Sprint has shed customers recently amid a costly network upgrade—it lost 500,000 subscribers in its most recent quarter, when it reported a loss of $192 million. The carrier also announced it had moved to lay off 2,000 from its workforce.

On the earnings calls, Mr. Claure told investors to expect Sprint to be “very aggressive” in its advertising moving forward.

Contributing: Maureen Morrison


Beentharrecently said...

Here's how it works inside the agency. A couple months before an agency wins one of these phone (or Army, or Navy, or federal whatever accounts) they suddenly open a Latin or urban or "pancultural" WTF that means division. Press releases, the whole thang. That's how you know they're bidding on something big.

An agency with zero POC working there gains expertise in minorities overnight, if you believe the press.

Then they play that up during the pitch. They win the pitch, because they can show how connected to minorities they are, (they got a new division just for that, see? Here's some press releases showing it.) tick off some government boxes, and make bank.

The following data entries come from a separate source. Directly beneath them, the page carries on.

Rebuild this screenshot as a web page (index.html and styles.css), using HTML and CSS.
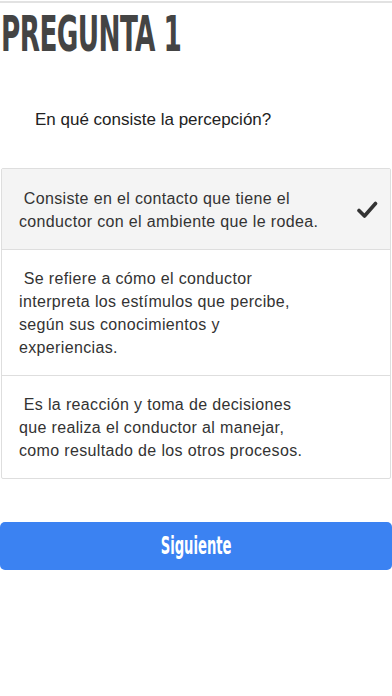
FILE: index.html
```html
<!DOCTYPE html>
<html lang="es">
<head>
  <meta charset="UTF-8">
  <meta name="viewport" content="width=device-width, initial-scale=1.0">
  <title>Pregunta 1</title>
  <link rel="stylesheet" href="styles.css">
</head>
<body>
  <div class="topline"></div>
  <h1 class="titulo">PREGUNTA 1</h1>
  <p class="pregunta">En qué consiste la percepción?</p>

  <ul class="opciones">
    <li class="opcion seleccionada">
      <span class="texto">&nbsp;Consiste en el contacto que tiene el<br>conductor con el ambiente que le rodea.</span>
      <svg class="check" width="22" height="20" viewBox="0 0 22 20">
        <path d="M3 10.5 L8.5 16 L19.5 3.5" fill="none" stroke="#333" stroke-width="3.6" stroke-linecap="round" stroke-linejoin="round"/>
      </svg>
    </li>
    <li class="opcion">
      <span class="texto">&nbsp;Se refiere a cómo el conductor<br>interpreta los estímulos que percibe,<br>según sus conocimientos y<br>experiencias.</span>
    </li>
    <li class="opcion">
      <span class="texto">&nbsp;Es la reacción y toma de decisiones<br>que realiza el conductor al manejar,<br>como resultado de los otros procesos.</span>
    </li>
  </ul>

  <button class="siguiente"><span>Siguiente</span></button>
</body>
</html>
```

FILE: styles.css
```css
body {
  margin: 0;
  background: #fff;
  font-family: "Liberation Sans", Arial, sans-serif;
  color: #333;
}
.topline {
  height: 2px;
  margin-top: 1px;
  background: #e2e2e2;
}
.titulo {
  margin: 5px 0 0 1px;
  font-family: "Liberation Sans Narrow", "DejaVu Sans Condensed", sans-serif;
  font-weight: bold;
  font-size: 50px;
  line-height: 52px;
  color: #444;
  transform: scaleX(0.585);
  transform-origin: left;
  letter-spacing: -1px;
}
.pregunta {
  margin: 50px 0 0 35px;
  font-size: 17px;
  line-height: 20px;
  color: #222;
}
.opciones {
  list-style: none;
  margin: 38px 1px 0 1px;
  padding: 0;
  border: 1px solid #dedede;
  border-radius: 2px;
}
.opcion {
  display: flex;
  align-items: center;
  justify-content: space-between;
  padding: 18px 12px 16px 17px;
  border-top: 1px solid #dedede;
  font-size: 16px;
  letter-spacing: 0.35px;
  line-height: 22.7px;
  color: #333;
}
.opcion:first-child {
  border-top: none;
  padding-top: 19px;
}
.seleccionada {
  background: #f4f4f4;
}
.check {
  flex-shrink: 0;
  margin-bottom: 2px;
}
.siguiente {
  display: block;
  width: 100%;
  height: 48px;
  margin-top: 43px;
  padding: 0;
  border: none;
  border-radius: 5px;
  background: #3b82f2;
  color: #fff;
  font-family: "Liberation Sans Narrow", "DejaVu Sans Condensed", sans-serif;
  font-weight: bold;
  font-size: 24px;
}
.siguiente span {
  display: inline-block;
  transform: scaleX(0.61);
}
```
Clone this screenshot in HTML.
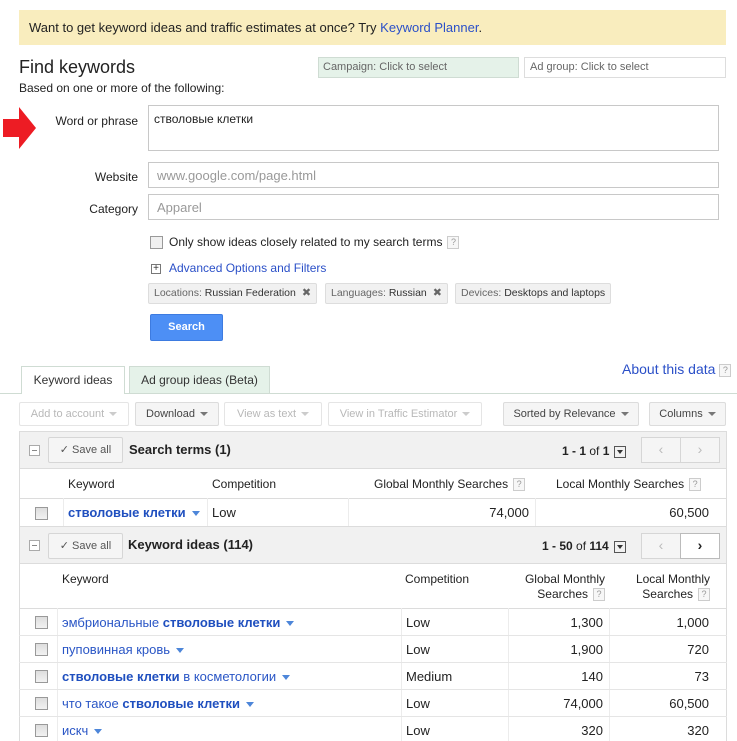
<!DOCTYPE html>
<html><head><meta charset="utf-8">
<style>
*{box-sizing:border-box;margin:0;padding:0}
body{width:737px;height:741px;overflow:hidden;background:#fff;font-family:"Liberation Sans",Arial,sans-serif;color:#222;position:relative;font-size:13px}
.a{position:absolute;white-space:nowrap}
.box{position:absolute;border:1px solid #d9d9d9;background:#fff}
.lbl{position:absolute;font-size:12px;color:#222;text-align:right;width:120px}
.btn{position:absolute;height:24px;border:1px solid #dcdcdc;background:#f5f5f5;border-radius:2px;font-size:11px;color:#444;line-height:22px;text-align:center;white-space:nowrap}
.btn.dis{background:#fff;color:#b8b8b8;border-color:#e5e5e5}
.car{display:inline-block;width:0;height:0;border-left:4px solid transparent;border-right:4px solid transparent;border-top:4px solid #777;vertical-align:middle;margin-left:5px}
.dis .car{border-top-color:#ccc}
.bcar{display:inline-block;width:0;height:0;border-left:4px solid transparent;border-right:4px solid transparent;border-top:5px solid #4d86d9;vertical-align:middle;margin-left:6px}
.cb{position:absolute;width:13px;height:13px;border:1px solid #999;background:linear-gradient(#ddd,#f2f2f2);}
.q{display:inline-block;width:12px;height:13px;border:1px solid #ccc;font-size:9px;color:#999;line-height:11px;text-align:center;vertical-align:middle;margin-left:5px;background:#f7f7f7}
.chip{position:absolute;top:283px;height:21px;border:1px solid #ddd;background:#f1f1f1;font-size:10.5px;color:#666;line-height:19px;padding:0 5px;border-radius:2px;white-space:nowrap}
.chip b{font-weight:normal;color:#333}
.x{color:#666;font-size:11px;margin-left:6px}
.hdr{position:absolute;left:19px;width:708px;background:#f1f1f1;border:1px solid #dcdcdc}
.minus{position:absolute;width:11px;height:11px;border:1px solid #aaa;background:#fff}
.minus:after{content:"";position:absolute;left:2px;top:4px;width:5px;height:1px;background:#888}
.save{position:absolute;width:75px;height:26px;border:1px solid #d6d6d6;background:#f5f5f5;font-size:11px;color:#555;line-height:24px;text-align:center;border-radius:2px}
.nav{position:absolute;top:0;width:40px;height:26px;border:1px solid #d6d6d6;background:#f5f5f5;color:#bbb;font-size:14px;text-align:center;line-height:23px}
.dd{display:inline-block;width:12px;height:12px;border:1px solid #555;vertical-align:middle;margin-left:5px;position:relative}
.dd:after{content:"";position:absolute;left:2px;top:3px;border-left:3px solid transparent;border-right:3px solid transparent;border-top:4px solid #333}
.hl{position:absolute;height:1px;background:#e5e5e5}
.vl{position:absolute;width:1px;background:#ececec}
.kw{color:#2a56c6;font-size:13px}
.kw b{color:#1f4fbf}
.r{text-align:right}
</style></head><body>

<div class="a" style="left:19px;top:10px;width:707px;height:35px;background:#f9edbe"></div>
<div class="a" style="left:29px;top:20px;font-size:13px;color:#222">Want to get keyword ideas and traffic estimates at once? Try <span style="color:#2b50c8">Keyword Planner</span>.</div>

<div class="a" style="left:19px;top:57px;font-size:18px;color:#222">Find keywords</div>
<div class="a" style="left:19px;top:81px;font-size:12px;color:#222">Based on one or more of the following:</div>
<div class="box" style="left:318px;top:57px;width:201px;height:21px;background:#e5f2e9;border-color:#cfdcd3"></div>
<div class="a" style="left:323px;top:61px;font-size:11px;color:#666">Campaign: Click to select</div>
<div class="box" style="left:524px;top:57px;width:202px;height:21px;background:#fff;border-color:#ddd"></div>
<div class="a" style="left:530px;top:61px;font-size:11px;color:#666">Ad group: Click to select</div>

<svg class="a" style="left:3px;top:107px" width="34" height="43" viewBox="0 0 34 43"><path d="M0 12 H16 V0 L33 21 L16 42 V30 H0 Z" fill="#ed1c24"/></svg>
<div class="lbl" style="left:18px;top:114px">Word or phrase</div>
<div class="box" style="left:148px;top:105px;width:571px;height:46px;border-color:#c8c8c8"></div>
<div class="a" style="left:154px;top:112px;font-size:12px;color:#222">стволовые клетки</div>

<div class="lbl" style="left:18px;top:170px">Website</div>
<div class="box" style="left:148px;top:162px;width:571px;height:26px;border-color:#c8c8c8"></div>
<div class="a" style="left:157px;top:168px;font-size:13px;color:#999">www.google.com/page.html</div>

<div class="lbl" style="left:18px;top:202px">Category</div>
<div class="box" style="left:148px;top:194px;width:571px;height:26px;border-color:#c8c8c8"></div>
<div class="a" style="left:157px;top:200px;font-size:13px;color:#999">Apparel</div>

<div class="cb" style="left:150px;top:236px;background:#f0f0f0"></div>
<div class="a" style="left:169px;top:235px;font-size:12px;color:#222">Only show ideas closely related to my search terms<span class="q">?</span></div>

<div class="a" style="left:151px;top:264px;width:10px;height:10px;border:1px solid #777;font-size:10px;line-height:8px;text-align:center;color:#333">+</div>
<div class="a" style="left:169px;top:261px;font-size:12px;color:#2b50c8">Advanced Options and Filters</div>

<div class="chip" style="left:148px">Locations: <b>Russian Federation</b><span class="x">✖</span></div>
<div class="chip" style="left:325px">Languages: <b>Russian</b><span class="x">✖</span></div>
<div class="chip" style="left:455px">Devices: <b>Desktops and laptops</b></div>

<div class="a" style="left:150px;top:314px;width:73px;height:27px;background:#4d8ff5;border:1px solid #3d7be0;border-radius:2px;color:#fff;font-weight:bold;font-size:11px;text-align:center;line-height:25px">Search</div>

<!-- tabs -->
<div class="a" style="left:0;top:393px;width:737px;height:1px;background:#cfdcd3"></div>
<div class="a" style="left:21px;top:366px;width:104px;height:28px;background:#fff;border:1px solid #cfdcd3;border-bottom:none;font-size:12px;color:#333;text-align:center;line-height:27px">Keyword ideas</div>
<div class="a" style="left:129px;top:366px;width:141px;height:27px;background:#e5f2e9;border:1px solid #cfdcd3;border-bottom:none;font-size:12px;color:#333;text-align:center;line-height:27px">Ad group ideas (Beta)</div>
<div class="a" style="left:622px;top:361px;font-size:14px;color:#2b50c8">About this data<span class="q" style="margin-left:4px">?</span></div>

<!-- toolbar -->
<div class="btn dis" style="left:19px;top:402px;width:110px">Add to account<span class="car"></span></div>
<div class="btn" style="left:135px;top:402px;width:84px">Download<span class="car"></span></div>
<div class="btn dis" style="left:224px;top:402px;width:98px">View as text<span class="car"></span></div>
<div class="btn dis" style="left:328px;top:402px;width:154px">View in Traffic Estimator<span class="car"></span></div>
<div class="btn" style="left:503px;top:402px;width:136px">Sorted by Relevance<span class="car"></span></div>
<div class="btn" style="left:649px;top:402px;width:77px">Columns<span class="car"></span></div>

<!-- search terms panel -->
<div class="hdr" style="top:431px;height:38px"></div>
<div class="minus" style="left:29px;top:445px"></div>
<div class="save" style="left:48px;top:437px">✓ Save all</div>
<div class="a" style="left:129px;top:442px;font-size:13px;font-weight:bold;color:#222">Search terms (1)</div>
<div class="a" style="left:562px;top:444px;font-size:12px;color:#222"><b>1 - 1</b> of <b>1</b><span class="dd"></span></div>
<div class="a" style="left:641px;top:437px;width:80px;height:26px">
 <div class="nav" style="left:0">‹</div><div class="nav" style="left:39px">›</div></div>

<div class="a" style="left:19px;top:468px;width:708px;height:58px;border-left:1px solid #dcdcdc;border-right:1px solid #dcdcdc"></div>
<div class="a" style="left:68px;top:477px;font-size:12px;color:#222">Keyword</div>
<div class="a" style="left:212px;top:477px;font-size:12px;color:#222">Competition</div>
<div class="a" style="left:374px;top:477px;font-size:12px;color:#222">Global Monthly Searches<span class="q">?</span></div>
<div class="a" style="left:556px;top:477px;font-size:12px;color:#222">Local Monthly Searches<span class="q">?</span></div>
<div class="hl" style="left:19px;top:498px;width:708px;background:#dcdcdc"></div>
<div class="vl" style="left:63px;top:498px;height:28px"></div>
<div class="vl" style="left:207px;top:498px;height:28px"></div>
<div class="vl" style="left:348px;top:498px;height:28px"></div>
<div class="vl" style="left:535px;top:498px;height:28px"></div>
<div class="cb" style="left:35px;top:507px"></div>
<div class="a kw" style="left:68px;top:505px"><b>стволовые клетки</b><span class="bcar"></span></div>
<div class="a" style="left:212px;top:505px;font-size:13px">Low</div>
<div class="a r" style="left:429px;width:100px;top:505px;font-size:13px">74,000</div>
<div class="a r" style="left:609px;width:100px;top:505px;font-size:13px">60,500</div>

<!-- keyword ideas panel -->
<div class="hdr" style="top:526px;height:38px"></div>
<div class="minus" style="left:29px;top:540px"></div>
<div class="save" style="left:48px;top:533px">✓ Save all</div>
<div class="a" style="left:128px;top:537px;font-size:13px;font-weight:bold;color:#222">Keyword ideas (114)</div>
<div class="a" style="left:542px;top:539px;font-size:12px;color:#222"><b>1 - 50</b> of <b>114</b><span class="dd"></span></div>
<div class="a" style="left:641px;top:533px;width:80px;height:26px">
 <div class="nav" style="left:0">‹</div><div class="nav" style="left:39px;background:#fff;color:#222;font-weight:bold;border-color:#bbb">›</div></div>

<div class="a" style="left:19px;top:563px;width:708px;height:178px;border-left:1px solid #dcdcdc;border-right:1px solid #dcdcdc"></div>
<div class="a" style="left:62px;top:572px;font-size:12px">Keyword</div>
<div class="a" style="left:405px;top:572px;font-size:12px">Competition</div>
<div class="a r" style="left:500px;width:105px;top:572px;font-size:12px;line-height:15px">Global Monthly<br>Searches<span class="q">?</span></div>
<div class="a r" style="left:605px;width:105px;top:572px;font-size:12px;line-height:15px">Local Monthly<br>Searches<span class="q">?</span></div>
<div class="hl" style="left:19px;top:608px;width:708px;background:#dcdcdc"></div>
<div class="vl" style="left:57px;top:608px;height:133px"></div>
<div class="vl" style="left:401px;top:608px;height:133px"></div>
<div class="vl" style="left:508px;top:608px;height:133px"></div>
<div class="vl" style="left:609px;top:608px;height:133px"></div>
<div class="hl" style="left:19px;top:635px;width:708px"></div>
<div class="hl" style="left:19px;top:662px;width:708px"></div>
<div class="hl" style="left:19px;top:689px;width:708px"></div>
<div class="hl" style="left:19px;top:716px;width:708px"></div>

<div class="cb" style="left:35px;top:616px"></div>
<div class="a kw" style="left:62px;top:615px">эмбриональные <b>стволовые клетки</b><span class="bcar"></span></div>
<div class="a" style="left:406px;top:615px">Low</div>
<div class="a r" style="left:503px;width:100px;top:615px">1,300</div>
<div class="a r" style="left:609px;width:100px;top:615px">1,000</div>

<div class="cb" style="left:35px;top:643px"></div>
<div class="a kw" style="left:62px;top:642px">пуповинная кровь<span class="bcar"></span></div>
<div class="a" style="left:406px;top:642px">Low</div>
<div class="a r" style="left:503px;width:100px;top:642px">1,900</div>
<div class="a r" style="left:609px;width:100px;top:642px">720</div>

<div class="cb" style="left:35px;top:670px"></div>
<div class="a kw" style="left:62px;top:669px"><b>стволовые клетки</b> в косметологии<span class="bcar"></span></div>
<div class="a" style="left:406px;top:669px">Medium</div>
<div class="a r" style="left:503px;width:100px;top:669px">140</div>
<div class="a r" style="left:609px;width:100px;top:669px">73</div>

<div class="cb" style="left:35px;top:697px"></div>
<div class="a kw" style="left:62px;top:696px">что такое <b>стволовые клетки</b><span class="bcar"></span></div>
<div class="a" style="left:406px;top:696px">Low</div>
<div class="a r" style="left:503px;width:100px;top:696px">74,000</div>
<div class="a r" style="left:609px;width:100px;top:696px">60,500</div>

<div class="cb" style="left:35px;top:724px"></div>
<div class="a kw" style="left:62px;top:723px">искч<span class="bcar"></span></div>
<div class="a" style="left:406px;top:723px">Low</div>
<div class="a r" style="left:503px;width:100px;top:723px">320</div>
<div class="a r" style="left:609px;width:100px;top:723px">320</div>

</body></html>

Once the ink is dry on the contract, they quietly phase out the ethnic division. Usually takes about a year. Oh, they'll put their names on a couple of things they let them translate into Korean or Spanish or stick some hip hop music in or whatever, but they ain't going anywhere professionally. It's biz as usual behind the scenes.

Bulls Alive said...

Don't forget my favorite, the Holding Company Shuffle.

That's where one of the biggies signs some inconsequential LGBT or black or Asian or Hispanic public relations firm, sometimes some tiny agency, & puts their name on all the paperwork for the F.C.C. & makes it look like they'll be in charge.

Then once they actually get the contract, all the power & money shifts over to the bigger white ad agency under that same holding company umbrella. They call all the shots.